Я сурово порицала отрицательное отношение Лопатина ко всем нашим коллективным выступлениям (отказ от прогулки вдвоем и от огородов, бойкот Шебеко за грубость, бойкот офицера, заведовавшего мастерскими). Не имея достаточного опыта, я верила в возмож-{74}ность сговора и стойкого, солидарного действия всей тюрьмы. А между тем разочарование и отчаяние, которые мне принес исход нашей голодовки, были следствием именно невозможности как следует обсудить со всеми товарищами подробности нашего протеста и узнать настроение и намерения всех и каждого. Хотя большинство и противилось моему предложению не только отказаться от прогулки, но и голодать, все же я думала, что в решительный момент они действовали по убеждению, а не из жалости. Я не знала, что товарищи, как много позже мне рассказывал Морозов, говорили между собой: "Вера будет голодать. Как же мы ее оставим?!"

Не была я правильно осведомлена и о самом важном: была ли у товарищей решимость идти в голодовке до конца? Сама я имела эту решимость с самого начала; я слышала заверения о такой же решимости от Попова, Стародворского, Юрковского и Мартынова; слышала то же самое при переговорах стуком Попова с кем-то из отделения Людмилы и ошибочно приписывала такую же решимость, какая была у меня, всем другим. А между тем, по свидетельству Морозова и Новорусского, Шебалина и Панкратова, которых каждого в отдельности я расспрашивала специально об этом, ни у кого из них, и как думаю теперь, и у других такой решимости не было. Для них вопрос, когда и как кончить голодовку, оставался открытым. Они предоставляли это течению обстоятельств. Если бы все это я знала в свое время, то шла бы с открытыми глазами, и если бы все же не отказалась от мысли о голодовке, то не требовала бы от людей того, чего они не обещали.

...Надо ли говорить, что в смысле положительных результатов голодовка, которая по всем признакам ничуть не беспокоила тюремное начальство, была неудачна - и книги нам тогда возвращены не были.

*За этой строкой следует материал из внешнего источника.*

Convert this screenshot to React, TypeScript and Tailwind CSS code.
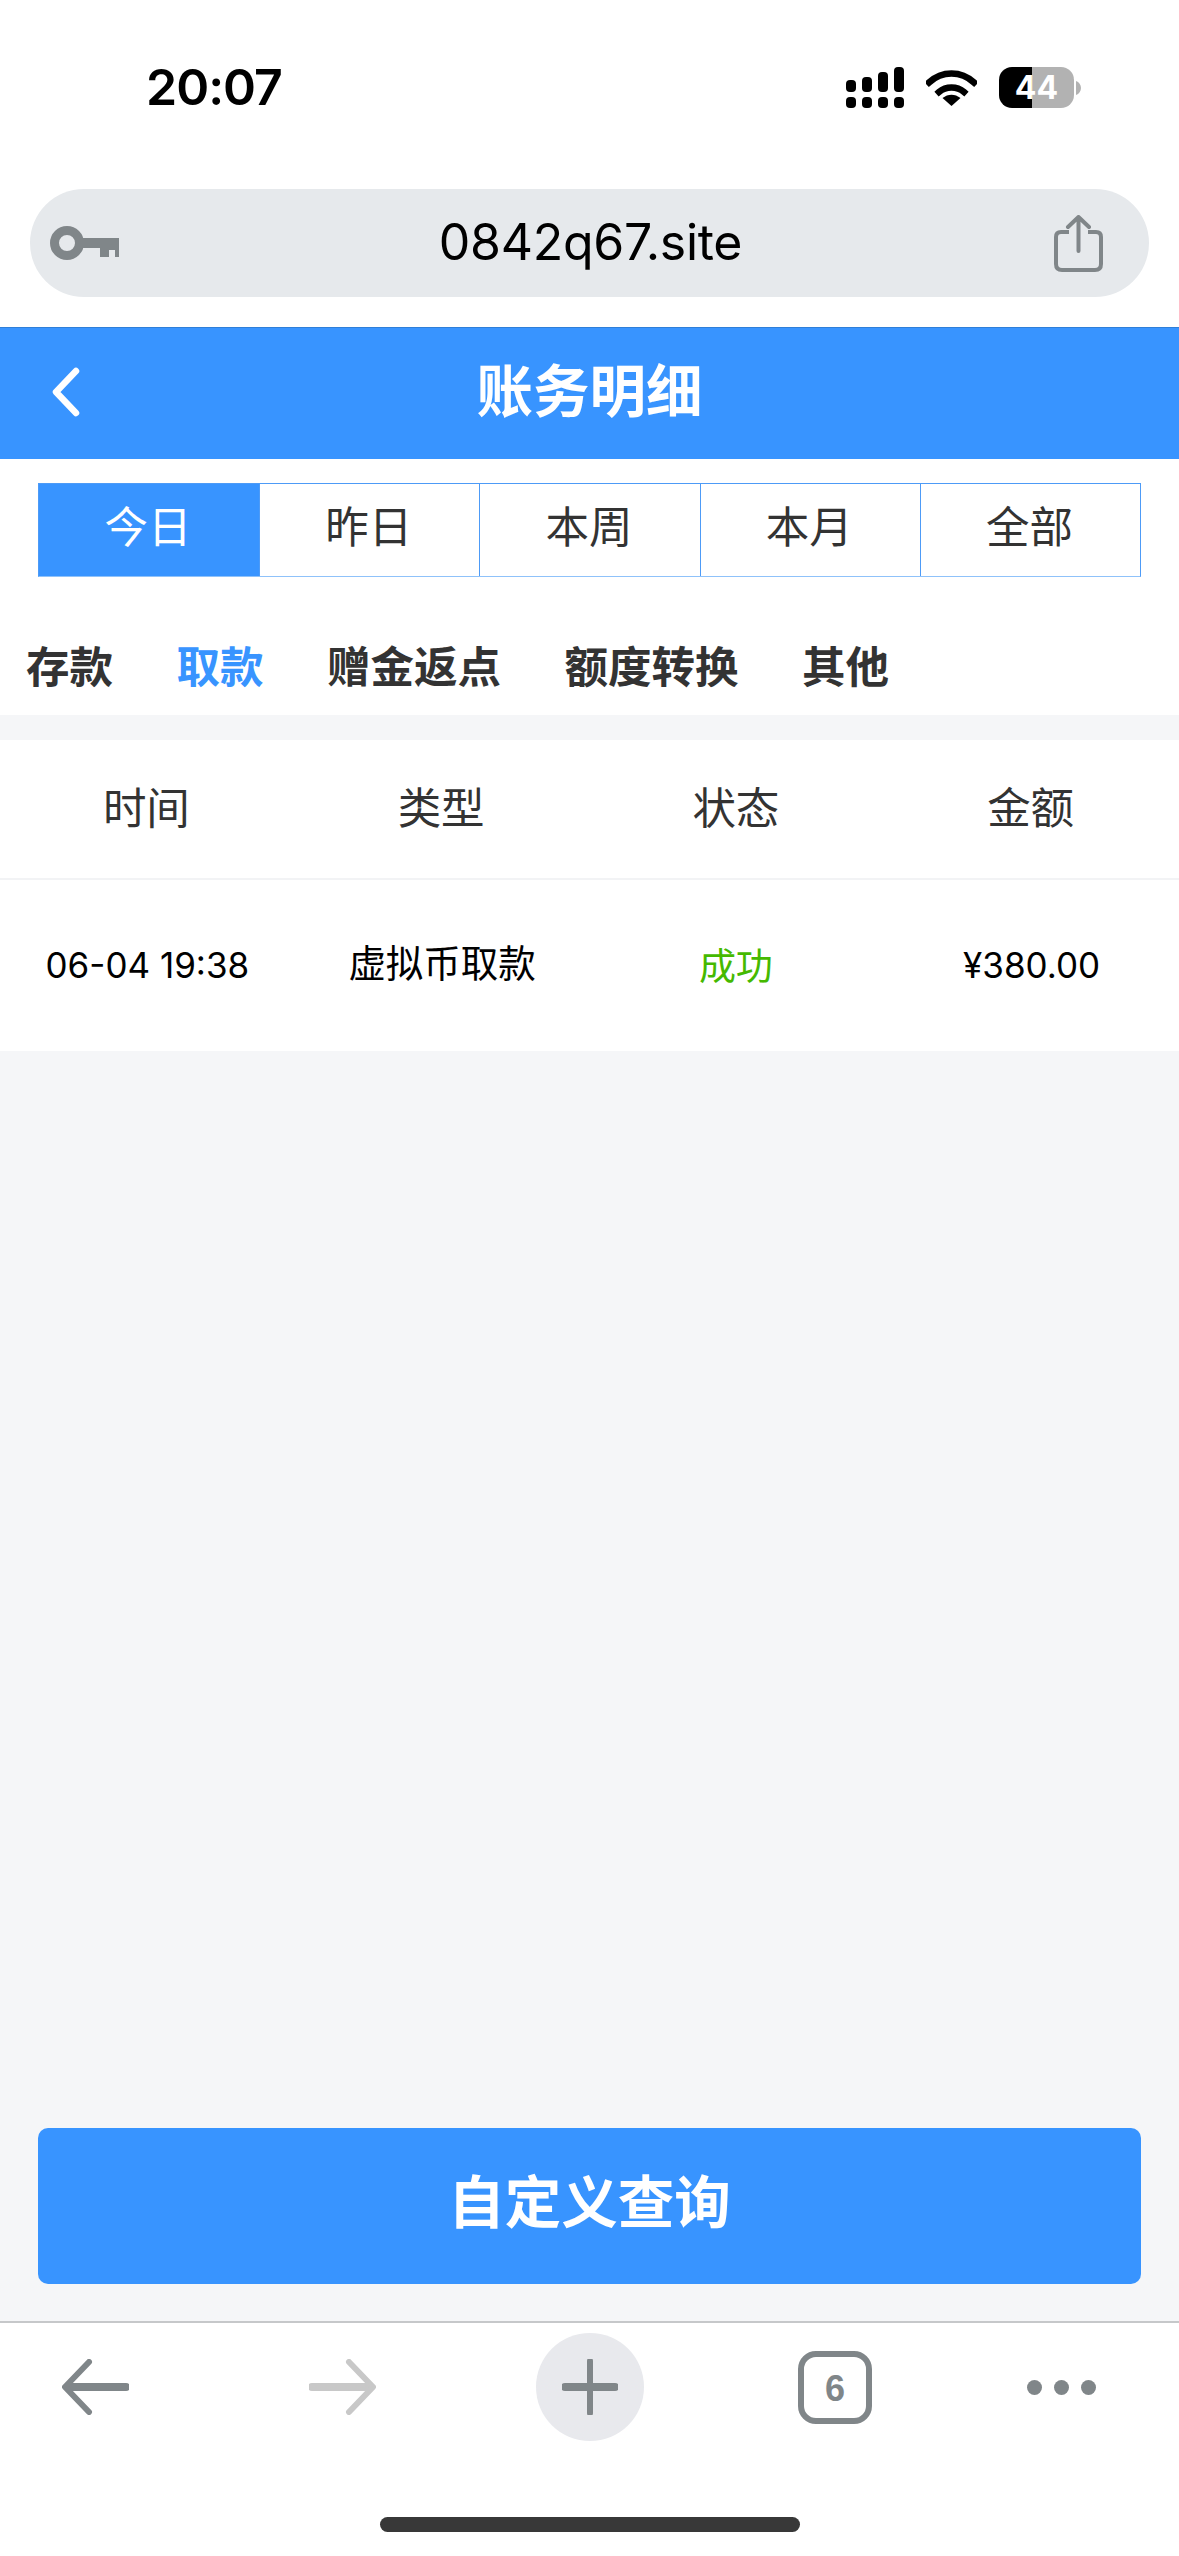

Последствием была даже некоторая репрессия. В один из тех дней, когда я еще голодала, нас обошел вновь назначенный комендант Добродеев, остававшийся в этой должности, кажется, не более месяца. Он прочел бумагу о том, что деньги, привезенные каждым из нас при поступлении в крепость, конфискуются и будут {75} переданы родным**. Между тем незадолго до голодовки мы имели разрешение употребить эти маленькие суммы на увеличение нашей библиотеки. Отчасти это было уже исполнено: так, Морозов выписал многотомную всеобщую географию Реклю. Остальные товарищи этой возможностью воспользоваться не успели, теперь мы вовсе лишились ее.

______________

** На деле они были просто конфискованы.

Так кончилась тюремная история, причинившая много огорчений всей тюрьме, а меня поставившая на край гибели. Нравственная катастрофа, испытанная мною, смела тишину и покой, которые во время голодовки с ее ожиданием смерти воцарились во мне. Душа моя была потрясена глубоко, и много лет должно было пройти, чтобы духовно я восстала. А воспоминание и след пережитого живут и до сих пор.

В течение девяти дней, в которые я не принимала пищи, голод не причинял мне никаких страданий, я вовсе не чувствовала его, тогда как другие, физически более сильные и менее нервные, на второй и третий день испытывали большие муки: здоровый Мартынов не вытерпел и трех суток. У меня же за все время не было ни малейшего позыва на еду, и я не замечала в себе ничего ненормального: я спокойно лежала на койке и занималась чтением. Голова моя была совершенно свежа, и я с удовольствием читала пьесы Мольера на французском языке, читала и смеялась над Гарпагоном и его беседой с поваром, но особенно забавлял меня "Мещанин во дворянстве". Только слабость понемногу давала себя знать, и после девяти дней при движении в глазах темнело, как вообще темнеет при долгом лежании. Таким образом, мое решение продолжать голодовку не требовало ни выдержки, ни какого-либо преодоления; с этой стороны мое положение было несравненно выгоднее положения других товарищей, бывших в ином душевном состоянии, чем я. Вероятно, в полном отсутствии физического страдания играла роль та спокойная, стойкая решимость, которая была у меня с самого начала. Но если во время голодовки мой организм не подвергался большому испытанию, то последствия были ужасны; не {76} говоря уже о настроении, вся нервная система моя пришла в расстройство; задерживающие центры перестали действовать; во многих направлениях моя воля не то что ослабела, а совсем исчезла. Рефлексы на слух, сильные и раньше, повысились невероятно: при каждом внезапном звуке вместо прежнего нервного содрогания стал вырываться крик, а позже рыдания, которые беспокоили всю тюрьму, и, что всего хуже, сдерживать их у меня не было ни малейшего желания. Не знаю, как далеко завела бы меня эта развинченность, но я услышала те слова, которые были сказаны обо мне Лопатиным и приведены во второй главе этой книги, - слова, вызвавшие во мне перелом.